▶ Exercise task:
Please output every line of the material as it stands, without the pictures.

▶ Available data:
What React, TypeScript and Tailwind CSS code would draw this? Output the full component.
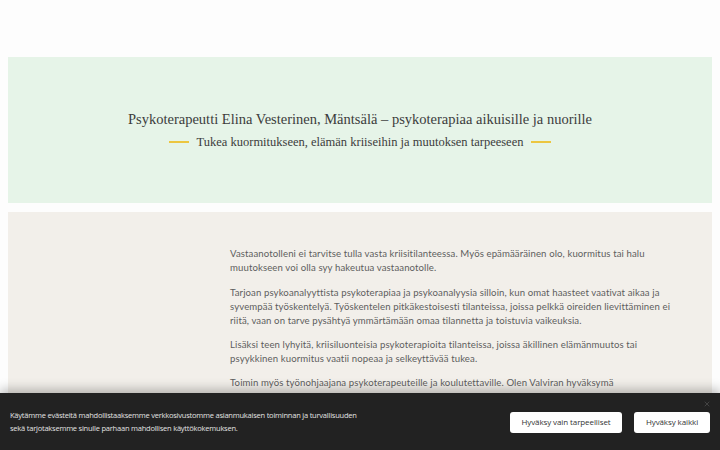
import { X } from "lucide-react";

const paragraphs = [
  [
    "Vastaanotolleni ei tarvitse tulla vasta kriisitilanteessa. Myös epämääräinen olo, kuormitus tai halu",
    "muutokseen voi olla syy hakeutua vastaanotolle.",
  ],
  [
    "Tarjoan psykoanalyyttista psykoterapiaa ja psykoanalyysia silloin, kun omat haasteet vaativat aikaa ja",
    "syvempää työskentelyä. Työskentelen pitkäkestoisesti tilanteissa, joissa pelkkä oireiden lievittäminen ei",
    "riitä, vaan on tarve pysähtyä ymmärtämään omaa tilannetta ja toistuvia vaikeuksia.",
  ],
  [
    "Lisäksi teen lyhyitä, kriisiluonteisia psykoterapioita tilanteissa, joissa äkillinen elämänmuutos tai",
    "psyykkinen kuormitus vaatii nopeaa ja selkeyttävää tukea.",
  ],
  [
    "Toimin myös työnohjaajana psykoterapeuteille ja koulutettaville. Olen Valviran hyväksymä",
    "psykoterapeutti ja työskentelen sekä lähivastaanotolla että etänä.",
  ],
];

export default function App() {
  return (
    <div className="relative h-[450px] w-[720px] overflow-hidden bg-[#fdfdfd]">
      <div className="h-[57px]" />

      <section className="mx-2 flex h-[146px] flex-col items-center justify-center bg-[#e6f4e8]">
        <h1 className="font-['Liberation_Serif',serif] text-[14.5px] leading-[22px] text-[#3c3c3c]">
          Psykoterapeutti Elina Vesterinen, Mäntsälä – psykoterapiaa aikuisille ja nuorille
        </h1>
        <div className="mt-[2px] flex items-center gap-[8px]">
          <span className="h-[2px] w-[20px] bg-[#ecc640]" />
          <h2 className="font-['Liberation_Serif',serif] text-[12.5px] leading-[20px] text-[#3c3c3c]">
            Tukea kuormitukseen, elämän kriiseihin ja muutoksen tarpeeseen
          </h2>
          <span className="h-[2px] w-[20px] bg-[#ecc640]" />
        </div>
      </section>

      <section className="mx-2 mt-[9px] h-[260px] bg-[#f2efea] pt-[35px]">
        <div className="ml-[222px] w-[440px] font-['Lato',sans-serif] text-[9.6px] leading-[14px] tracking-[0.1px] text-[#5e5e5e]">
          {paragraphs.map((lines, i) => (
            <p key={i} className={i === 0 ? "mb-[11px]" : "mb-[10px]"}>
              {lines.map((l, j) => (
                <span key={j} className="block whitespace-nowrap">
                  {l}
                </span>
              ))}
            </p>
          ))}
        </div>
      </section>

      <div className="absolute inset-x-0 bottom-0 flex h-[57px] items-center justify-between bg-[#222222] px-[10px] pt-[1px] shadow-[0_-4px_10px_rgba(0,0,0,0.25)]">
        <p className="font-['Open_Sans',sans-serif] text-[7.5px] leading-[13px] tracking-[-0.22px] text-[#e2e2e2]">
          <span className="block whitespace-nowrap">
            Käytämme evästeitä mahdollistaaksemme verkkosivustomme asianmukaisen toiminnan ja turvallisuuden
          </span>
          <span className="block whitespace-nowrap">
            sekä tarjotaksemme sinulle parhaan mahdollisen käyttökokemuksen.
          </span>
        </p>
        <div className="flex items-center gap-[12px]">
          <button className="h-[21px] w-[112px] rounded-[3px] bg-white font-['Open_Sans',sans-serif] text-[8px] tracking-[-0.1px] text-[#333]">
            Hyväksy vain tarpeelliset
          </button>
          <button className="h-[21px] w-[76px] rounded-[3px] bg-white font-['Open_Sans',sans-serif] text-[8px] tracking-[-0.1px] text-[#333]">
            Hyväksy kaikki
          </button>
        </div>
        <X className="absolute right-[9px] top-[7px] h-[8px] w-[8px] text-[#555]" strokeWidth={2} />
      </div>
    </div>
  );
}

▶ Answer to this exercise:
What React, TypeScript and Tailwind CSS code would draw this? Output the full component.
import { X } from "lucide-react";

const paragraphs = [
  [
    "Vastaanotolleni ei tarvitse tulla vasta kriisitilanteessa. Myös epämääräinen olo, kuormitus tai halu",
    "muutokseen voi olla syy hakeutua vastaanotolle.",
  ],
  [
    "Tarjoan psykoanalyyttista psykoterapiaa ja psykoanalyysia silloin, kun omat haasteet vaativat aikaa ja",
    "syvempää työskentelyä. Työskentelen pitkäkestoisesti tilanteissa, joissa pelkkä oireiden lievittäminen ei",
    "riitä, vaan on tarve pysähtyä ymmärtämään omaa tilannetta ja toistuvia vaikeuksia.",
  ],
  [
    "Lisäksi teen lyhyitä, kriisiluonteisia psykoterapioita tilanteissa, joissa äkillinen elämänmuutos tai",
    "psyykkinen kuormitus vaatii nopeaa ja selkeyttävää tukea.",
  ],
  [
    "Toimin myös työnohjaajana psykoterapeuteille ja koulutettaville. Olen Valviran hyväksymä",
    "psykoterapeutti ja työskentelen sekä lähivastaanotolla että etänä.",
  ],
];

export default function App() {
  return (
    <div className="relative h-[450px] w-[720px] overflow-hidden bg-[#fdfdfd]">
      <div className="h-[57px]" />

      <section className="mx-2 flex h-[146px] flex-col items-center justify-center bg-[#e6f4e8]">
        <h1 className="font-['Liberation_Serif',serif] text-[14.5px] leading-[22px] text-[#3c3c3c]">
          Psykoterapeutti Elina Vesterinen, Mäntsälä – psykoterapiaa aikuisille ja nuorille
        </h1>
        <div className="mt-[2px] flex items-center gap-[8px]">
          <span className="h-[2px] w-[20px] bg-[#ecc640]" />
          <h2 className="font-['Liberation_Serif',serif] text-[12.5px] leading-[20px] text-[#3c3c3c]">
            Tukea kuormitukseen, elämän kriiseihin ja muutoksen tarpeeseen
          </h2>
          <span className="h-[2px] w-[20px] bg-[#ecc640]" />
        </div>
      </section>

      <section className="mx-2 mt-[9px] h-[260px] bg-[#f2efea] pt-[35px]">
        <div className="ml-[222px] w-[440px] font-['Lato',sans-serif] text-[9.6px] leading-[14px] tracking-[0.1px] text-[#5e5e5e]">
          {paragraphs.map((lines, i) => (
            <p key={i} className={i === 0 ? "mb-[11px]" : "mb-[10px]"}>
              {lines.map((l, j) => (
                <span key={j} className="block whitespace-nowrap">
                  {l}
                </span>
              ))}
            </p>
          ))}
        </div>
      </section>

      <div className="absolute inset-x-0 bottom-0 flex h-[57px] items-center justify-between bg-[#222222] px-[10px] pt-[1px] shadow-[0_-4px_10px_rgba(0,0,0,0.25)]">
        <p className="font-['Open_Sans',sans-serif] text-[7.5px] leading-[13px] tracking-[-0.22px] text-[#e2e2e2]">
          <span className="block whitespace-nowrap">
            Käytämme evästeitä mahdollistaaksemme verkkosivustomme asianmukaisen toiminnan ja turvallisuuden
          </span>
          <span className="block whitespace-nowrap">
            sekä tarjotaksemme sinulle parhaan mahdollisen käyttökokemuksen.
          </span>
        </p>
        <div className="flex items-center gap-[12px]">
          <button className="h-[21px] w-[112px] rounded-[3px] bg-white font-['Open_Sans',sans-serif] text-[8px] tracking-[-0.1px] text-[#333]">
            Hyväksy vain tarpeelliset
          </button>
          <button className="h-[21px] w-[76px] rounded-[3px] bg-white font-['Open_Sans',sans-serif] text-[8px] tracking-[-0.1px] text-[#333]">
            Hyväksy kaikki
          </button>
        </div>
        <X className="absolute right-[9px] top-[7px] h-[8px] w-[8px] text-[#555]" strokeWidth={2} />
      </div>
    </div>
  );
}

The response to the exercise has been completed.